Пока мы, как и многие другие, рассуждали о перспективах «кэнселинга» русской культуры в цивилизованном мире, этим самым «кэнселингом», перехватывая инициативу у «недружественного» мира, активно и деятельно озаботилось само нынешнее российское государство в лице «культурных» министерств, неугомонных «гопстопнадзоров» и прочих хватательно-заградительных учреждений, бурно расплодившихся, как бледные поганки за дровяным сараем.

Путин с участниками открытого урока «Разговор о важном» в Калининграде

Фото: сайт Кремля

Свежие истории с закрытиями театральных спектаклей и увольнениями что-то не то сказавших режиссеров, с запретами художественных выставок и музыкальных концертов красноречивее всяких общих рассуждений.

И это, конечно, неизбежно. И это, — как бы грустно это не звучало, закономерно и даже, если угодно, правильно.

Да, в том государстве, в которое долго превращалась и превратилась-таки наша страна, не должно быть свободно существующего искусства — кино, театра, литературы, музыки.

Свободное, публичное и допускаемое государством бытование и функционирование настоящей культуры, то есть культуры, гуляющей без поводка и ошейника, лишь создает ложное и двусмысленное представление о государстве как о «нормальном».

Это неправильно. И эту неправильность, этот диссонанс осознает не только местное разнокалиберное начальство, но и, например, я.

Культура, разумеется, исчезнуть не может. Но она может радикально менять формы и способы своего бытования.

У моего поколения поэтов-художников-музыкантов-артистов был, как я уже говорил выше, накоплен уникальный опыт существования в своем профессиональном качестве безо всякого государства.

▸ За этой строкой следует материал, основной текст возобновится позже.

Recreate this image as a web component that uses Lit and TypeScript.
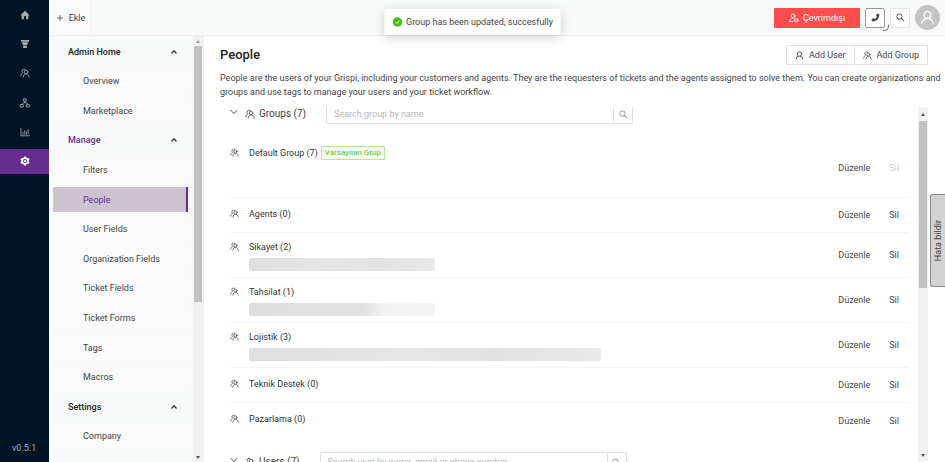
import { LitElement, html, svg, css, nothing } from "lit";
import { customElement, property } from "lit/decorators.js";
import { classMap } from "lit/directives/class-map.js";

const line = (body: unknown) => svg`<g fill="none" stroke="currentColor" stroke-width="1.3" stroke-linecap="round" stroke-linejoin="round">${body}</g>`;

const icons: Record<string, { box: string; body: unknown }> = {
  home: { box: "0 0 16 16", body: svg`<path fill="currentColor" d="M8 1.2 15.4 8.3H13.4V14.6H9.7V10H6.3V14.6H2.6V8.3H.6Z"/>` },
  filter: { box: "0 0 16 16", body: svg`<path fill="currentColor" d="M1 1.500H15L14 4.500H2ZM2.500 5.200H13.500L11 9.600H5ZM5 10.200H11V14.500H5Z"/>` },
  group: {
    box: "0 0 16 16",
    body: line(svg`<circle cx="9.600" cy="6.400" r="2.900"/><path d="M5.200 14.600C5.400 11.400 7 9.300 9.600 9.300S14.400 11.400 14.800 14.600"/><path d="M8.600 2.500A3.200 3.200 0 1 0 4.500 7.500C2.600 8.600 1.500 10.300 1.300 12.800"/>`),
  },
  tree: {
    box: "0 0 16 16",
    body: line(svg`<rect x="6" y="1.400" width="4" height="3.600"/><rect x="1.200" y="10.600" width="4" height="3.800"/><rect x="10.800" y="10.600" width="4" height="3.800"/><path d="M8 5V7.600M3.200 10.600 5.500 7.600H10.500L12.800 10.600"/>`),
  },
  chart: { box: "0 0 16 16", body: line(svg`<path d="M1.500 2V14H15M4.800 11.500V8.500M7.600 11.500V6M10.300 11.500V7.500M13 11.500V4.500"/>`) },
  gear: {
    box: "0 0 16 16",
    body: svg`<path fill="currentColor" fill-rule="evenodd" d="M6.300.8H9.700L10.200 2.900 11.600 3.700 13.600 3.100 15.300 6 13.800 7.400V8.600L15.300 10 13.600 12.900 11.600 12.300 10.200 13.100 9.700 15.200H6.300L5.800 13.100 4.400 12.300 2.400 12.900.7 10 2.200 8.600V7.400L.7 6 2.400 3.100 4.400 3.700 5.800 2.900ZM8 4.900A3.100 3.100 0 1 0 8 11.100 3.100 3.100 0 1 0 8 4.900ZM8 6.300A1.700 1.700 0 1 1 8 9.700 1.700 1.700 0 1 1 8 6.300Z"/>`,
  },
  plus: { box: "0 0 16 16", body: svg`<path fill="none" stroke="currentColor" stroke-width="1.600" d="M8 2V14M2 8H14"/>` },
  up: { box: "0 0 16 16", body: svg`<path fill="none" stroke="currentColor" stroke-width="2.400" d="M3 11 8 5.500 13 11"/>` },
  down: { box: "0 0 16 16", body: svg`<path fill="none" stroke="currentColor" stroke-width="1.800" d="M1.500 4 8 11.500 14.500 4"/>` },
  check: {
    box: "0 0 16 16",
    body: svg`<circle cx="8" cy="8" r="7.600" fill="currentColor"/><path d="M5 8.200 7.200 10.400 11 5.800" fill="none" stroke="#fff" stroke-width="1.400"/>`,
  },
  offline: {
    box: "0 0 16 16",
    body: line(svg`<circle cx="6.500" cy="4.600" r="3"/><path d="M1 13.600C1.200 10.200 3.200 8.200 6.500 8.200L7.700 8.400M1 13.600H6.500"/><circle cx="11.800" cy="11.600" r="2.800"/><path d="M10 13.400 13.600 9.800"/>`),
  },
  phone: {
    box: "0 0 16 16",
    body: svg`<path fill="currentColor" d="M10.700 1 14.600 1.900C14.900 6 13.900 9.300 11.600 11.700 9.200 14.200 6 15.200 1.800 14.800L.9 11.100 5 9.100 6.700 10.900C8.700 9.900 10 8.600 10.800 6.700L9 5Z"/>`,
  },
  search: {
    box: "64 64 896 896",
    body: svg`<path fill="currentColor" d="M909.600 854.500L649.900 594.800C690.200 542.700 712 479 712 412c0-80.200-31.300-155.400-87.900-212.100-56.600-56.700-132-87.900-212.100-87.900s-155.500 31.300-212.100 87.900C143.200 256.500 112 331.800 112 412c0 80.100 31.300 155.500 87.900 212.100C256.500 680.800 331.800 712 412 712c67 0 130.600-21.800 182.700-62l259.700 259.600a8.200 8.200 0 0011.600 0l43.600-43.500a8.200 8.200 0 000-11.600zM570.400 570.400C528 612.700 471.800 636 412 636s-116-23.300-158.400-65.600C211.300 528 188 471.800 188 412s23.300-116.100 65.600-158.400C296 211.300 352.200 188 412 188s116.100 23.200 158.400 65.600S636 352.200 636 412s-23.300 116.100-65.600 158.400z"/>`,
  },
  user: {
    box: "64 64 896 896",
    body: svg`<path fill="currentColor" d="M858.500 763.600a374 374 0 00-80.600-119.500 375.630 375.630 0 00-119.500-80.600c-.4-.2-.8-.3-1.200-.5C719.500 518 760 444.700 760 362c0-137-111-248-248-248S264 225 264 362c0 82.700 40.500 156 102.800 201.100-.4.2-.8.3-1.200.5-44.800 18.900-85 46-119.500 80.600a375.630 375.630 0 00-80.600 119.500A371.700 371.700 0 00136 901.800a8 8 0 008 8.200h60c4.400 0 7.900-3.500 8-7.800 2-77.200 33-149.500 87.800-204.300 56.700-56.700 132-87.900 212.200-87.900s155.500 31.200 212.200 87.900C779 752.700 810 825 812 902.200c.1 4.400 3.600 7.800 8 7.800h60a8 8 0 008-8.200c-1-47.800-10.900-94.300-29.500-138.200zM512 534c-45.900 0-89.100-17.900-121.600-50.400S340 407.900 340 362c0-45.900 17.900-89.100 50.400-121.600S466.100 190 512 190s89.100 17.900 121.600 50.400S684 316.100 684 362c0 45.900-17.900 89.100-50.400 121.600S557.900 534 512 534z"/>`,
  },
};

@customElement("ui-icon")
class UiIcon extends LitElement {
  @property() name = "home";
  static styles = css`
    :host { display: inline-flex; flex: none; width: 9px; height: 9px; }
    svg { width: 100%; height: 100%; display: block; }
  `;
  render() {
    const icon = icons[this.name];
    return html`<svg viewBox=${icon.box} aria-hidden="true">${icon.body}</svg>`;
  }
}

@customElement("scroll-bar")
class ScrollBar extends LitElement {
  @property({ type: Number }) thumb = 50;
  static styles = css`
    :host { display: flex; flex-direction: column; flex: none; width: 10px; background: #f1f1f1; }
    .arrow { display: flex; flex: none; height: var(--arrow-height, 10px); align-items: center; justify-content: center; }
    .arrow::before { content: ""; border: 2px solid transparent; }
    .up::before { border-top-width: 0; border-bottom: 3px solid var(--arrow-up, #505050); }
    .down::before { border-bottom-width: 0; border-top: 3px solid #505050; }
    .track { flex: 1; padding: 0 1px; }
    .thumb { background: #c1c1c1; }
  `;
  render() {
    return html`<div class="arrow up"></div>
      <div class="track"><div class="thumb" style="height:${this.thumb}%"></div></div>
      <div class="arrow down"></div>`;
  }
}

const rail = [
  ["home", "Home"],
  ["filter", "Filters"],
  ["group", "People"],
  ["tree", "Organizations"],
  ["chart", "Reports"],
  ["gear", "Admin"],
];

const menu: { label: string; head?: boolean; current?: boolean }[] = [
  { label: "Admin Home", head: true },
  { label: "Overview" },
  { label: "Marketplace" },
  { label: "Manage", head: true, current: true },
  { label: "Filters" },
  { label: "People", current: true },
  { label: "User Fields" },
  { label: "Organization Fields" },
  { label: "Ticket Fields" },
  { label: "Ticket Forms" },
  { label: "Tags" },
  { label: "Macros" },
  { label: "Settings", head: true },
  { label: "Company" },
];

const groups = [
  { name: "Default Group", count: 7, members: "", isDefault: true },
  { name: "Agents", count: 0, members: "" },
  { name: "Sikayet", count: 2, members: "short" },
  { name: "Tahsilat", count: 1, members: "short fade" },
  { name: "Lojistik", count: 3, members: "long" },
  { name: "Teknik Destek", count: 0, members: "" },
  { name: "Pazarlama", count: 0, members: "" },
];

@customElement("app-root")
class AppRoot extends LitElement {
  static styles = css`
    :host {
      display: flex; position: relative; height: 100vh; overflow: hidden; background: #fff;
      font: 9px/14px Roboto, sans-serif; color: #444;
    }
    * { box-sizing: border-box; }
    button, input { font: inherit; color: inherit; margin: 0; border-radius: 1px; }
    button { display: inline-flex; align-items: center; justify-content: center; padding: 0; border: 0; background: none; white-space: nowrap; }
    a { color: inherit; text-decoration: none; }
    ul { list-style: none; margin: 0; padding: 0; }

    .rail { display: flex; flex-direction: column; justify-content: space-between; flex: none; width: 49px; padding-top: 2px; background: #001428; color: #a6adb4; }
    .rail-nav { display: flex; flex-direction: column; justify-content: space-between; height: 172px; }
    .rail-link { display: flex; align-items: center; justify-content: center; height: 25px; }
    .rail-link ui-icon { width: 10px; height: 10px; }
    .rail-link.current { background: #662d91; color: #fff; }
    .version { padding: 0 0 7px 12px; }

    .page { display: flex; flex-direction: column; flex: 1; min-width: 0; }
    .top { display: flex; flex: none; justify-content: space-between; height: 36px; background: #f8f9f9; border-bottom: 1px solid #f0f0f0; }
    .add { gap: 5px; width: 42px; padding-left: 2px; background: #fafafa; border-right: 1px solid #f0f0f0; }
    .add ui-icon { width: 8px; height: 8px; }
    .tools { display: flex; align-items: center; gap: 5px; padding-right: 5px; }
    .status { gap: 4px; width: 86px; height: 20px; background: #ff4d4f; color: #fff; }
    .status ui-icon { width: 10px; height: 10px; }
    .square { width: 20px; height: 20px; background: #fff; border: 1px solid #e4e4e4; }
    .call { border-color: #999; border-radius: 2px; }
    .dial { position: relative; display: flex; }
    .dial::after { content: ""; position: absolute; right: -4px; bottom: -3px; width: 5px; height: 5px; border: solid #666; border-width: 0 1px 1px 0; border-radius: 0 0 5px 0; }
    .avatar { width: 25px; height: 25px; border-radius: 50%; background: #c4c4c4; color: #fff; }
    .avatar ui-icon { width: 15px; height: 15px; }

    .body { display: flex; flex: 1; min-height: 0; }
    .side { display: flex; flex: none; width: 154px; background: #f8faf9; }
    .side scroll-bar { --arrow-up: #999; }
    .menu { display: flex; flex-direction: column; justify-content: space-between; flex: 1; height: 413px; padding: 3px 5px 0 4px; }
    .item { display: flex; align-items: center; height: 25px; padding-left: 30px; background: #fafafa; }
    .item.current { color: #662d91; background: #cbc3d0; border-right: 2px solid #662d91; }
    .head { display: flex; justify-content: space-between; width: 100%; height: 25px; padding: 0 10px 0 15px; font-weight: 500; color: #222; }
    .head.current { color: #662d91; }
    .head ui-icon { width: 8px; height: 8px; color: #333; }

    main { display: flex; flex-direction: column; flex: 1; min-width: 0; padding: 9px 17px 0 16px; border-left: 1px solid #f0f0f0; }
    .title-row { display: flex; align-items: center; justify-content: space-between; }
    h1 { margin: 0; font-size: 13px; line-height: 18px; font-weight: 500; color: #222; }
    .actions { display: flex; }
    .outlined { gap: 5px; height: 20px; padding: 0 8px; background: #fff; border: 1px solid #e0e0e0; }
    .outlined + .outlined { margin-left: -1px; }
    .intro { margin: 6px -16px 8px 0; }
    .scroller { display: flex; flex: 1; min-height: 0; overflow: hidden; }
    .scroller scroll-bar { --arrow-height: 14px; }
    .list { flex: 1; min-width: 0; padding: 0 9px 0 10px; overflow: hidden; }
    .section { display: flex; align-items: center; height: 20px; font-size: 10px; }
    .first { margin: -3px 0 15px; }
    .last { margin-top: 14px; }
    .section > ui-icon { width: 10px; height: 10px; margin-left: 7px; }
    .toggle { align-self: flex-start; padding-top: 4px; }
    .toggle ui-icon { width: 8px; height: 8px; }
    .section label { margin: 0 20px 0 4px; }
    .search { display: flex; width: 307px; font-size: 9px; }
    .search input { flex: 1; min-width: 0; height: 20px; padding: 0 7px; border: 1px solid #e0e0e0; background: #fff; }
    .search input::placeholder { color: #b5b5b5; opacity: 1; }
    .search button { width: 20px; margin-left: -1px; border: 1px solid #e0e0e0; color: #888; }

    .group { display: flex; align-items: center; justify-content: space-between; height: 45px; border-bottom: 1px solid #f4f4f4; }
    .group.empty { height: 35px; }
    .group.default { height: 59px; }
    .group:last-child { border-bottom: 0; }
    .info { display: flex; gap: 10px; align-self: stretch; padding-top: 7px; }
    .empty .info { padding-top: 9px; }
    .info > ui-icon { margin-top: 2px; }
    .name { display: flex; align-items: center; gap: 3px; color: #333; }
    .tag { padding: 0 3px; font-size: 8px; line-height: 12px; color: #52c41a; background: #f6ffed; border: 1px solid #b7eb8f; border-radius: 1px; }
    .members { height: 13px; margin-top: 4px; border-radius: 2px; background: linear-gradient(90deg, #dfdfdf, #e6e6e6 45%, #e2e2e2 70%, #e9e9e9); }
    .members.short { width: 186px; }
    .members.fade { background: linear-gradient(90deg, #dedede, #e2e2e2 62%, #f2f2f2 72%, #f4f4f4); }
    .members.long { width: 352px; }
    .links { display: flex; gap: 19px; padding-right: 10px; }
    .links button:disabled { color: #ccc; }

    .toast { position: absolute; top: 9px; left: 50%; transform: translateX(-50%); display: flex; align-items: center; gap: 4px; height: 26px; padding: 0 8px; background: #fff; border-radius: 1px; box-shadow: 0 3px 12px rgba(0, 0, 0, .18); white-space: nowrap; }
    .toast ui-icon { width: 10px; height: 10px; color: #43c30f; }
    .feedback { position: absolute; top: 194px; right: 0; width: 15px; height: 93px; background: #d3d3d3; border: 1px solid #888; border-right: 0; border-radius: 3px 0 0 3px; }
    .feedback span { writing-mode: vertical-rl; transform: rotate(180deg); }
  `;

  private section(kind: string, label: string, hint: string) {
    return html`<div class="section ${kind}">
      <button class="toggle" aria-label="Toggle ${label}"><ui-icon name="down"></ui-icon></button>
      <ui-icon name="group"></ui-icon>
      <label for=${kind}>${label}</label>
      <div class="search">
        <input id=${kind} placeholder=${hint} />
        <button aria-label="Search"><ui-icon name="search"></ui-icon></button>
      </div>
    </div>`;
  }

  render() {
    return html`
      <aside class="rail">
        <nav class="rail-nav">
          ${rail.map(([icon, label]) => html`<a class=${classMap({ "rail-link": true, current: icon === "gear" })} href="#" aria-label=${label}><ui-icon name=${icon}></ui-icon></a>`)}
        </nav>
        <div class="version">v0.5.1</div>
      </aside>
      <div class="page">
        <header class="top">
          <button class="add"><ui-icon name="plus"></ui-icon>Ekle</button>
          <div class="tools">
            <button class="status"><ui-icon name="offline"></ui-icon>Çevrimdışı</button>
            <div class="dial"><button class="square call" aria-label="Call"><ui-icon name="phone"></ui-icon></button></div>
            <button class="square" aria-label="Search"><ui-icon name="search"></ui-icon></button>
            <button class="avatar" aria-label="Account"><ui-icon name="user"></ui-icon></button>
          </div>
        </header>
        <div class="body">
          <div class="side">
            <nav class="menu">
              ${menu.map((m) =>
                m.head
                  ? html`<button class=${classMap({ head: true, current: !!m.current })}>${m.label}<ui-icon name="up"></ui-icon></button>`
                  : html`<a class=${classMap({ item: true, current: !!m.current })} href="#">${m.label}</a>`
              )}
            </nav>
            <scroll-bar thumb="63"></scroll-bar>
          </div>
          <main>
            <div class="title-row">
              <h1>People</h1>
              <div class="actions">
                <button class="outlined"><ui-icon name="user"></ui-icon>Add User</button>
                <button class="outlined"><ui-icon name="group"></ui-icon>Add Group</button>
              </div>
            </div>
            <p class="intro">
              People are the users of your Grispi, including your customers and agents. They are the requesters of tickets and
              the agents assigned to solve them. You can create organizations and groups and use tags to manage your users and
              your ticket workflow.
            </p>
            <div class="scroller">
              <div class="list">
                ${this.section("first", "Groups (7)", "Search group by name")}
                <ul>
                  ${groups.map(
                    (g) => html`<li class=${classMap({ group: true, default: !!g.isDefault, empty: !g.isDefault && !g.members })}>
                      <div class="info">
                        <ui-icon name="group"></ui-icon>
                        <div>
                          <div class="name">${g.name} (${g.count})${g.isDefault ? html`<span class="tag">Varsayılan Grup</span>` : nothing}</div>
                          ${g.members ? html`<div class="members ${g.members}"></div>` : nothing}
                        </div>
                      </div>
                      <div class="links">
                        <button>Düzenle</button>
                        <button ?disabled=${!!g.isDefault}>Sil</button>
                      </div>
                    </li>`
                  )}
                </ul>
                ${this.section("last", "Users (7)", "Search user by name, email or phone number")}
              </div>
              <scroll-bar thumb="51"></scroll-bar>
            </div>
          </main>
        </div>
      </div>
      <div class="toast" role="status"><ui-icon name="check"></ui-icon>Group has been updated, succesfully</div>
      <button class="feedback"><span>Hata bildir</span></button>
    `;
  }
}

Короче, я говорю о возможности и даже неизбежности возникновения нового андеграунда. На других информационно-технологических основаниях, но по сути речь идет примерно о том же самом.

«Вот так-то, молодой человек, обстоит дело с неофициальным искусством в нашей стране!» — сказал бы я напоследок гарвардскому студенту.

Впрочем, что это я говорю! Какой «молодой человек»? Разговор, с которого я начал, имел место лет пятнадцать тому назад, если не раньше. А тот самый студент небось стал уже профессором и теперь сам пытается отвечать на подобные вопросы других любопытствующих студентов.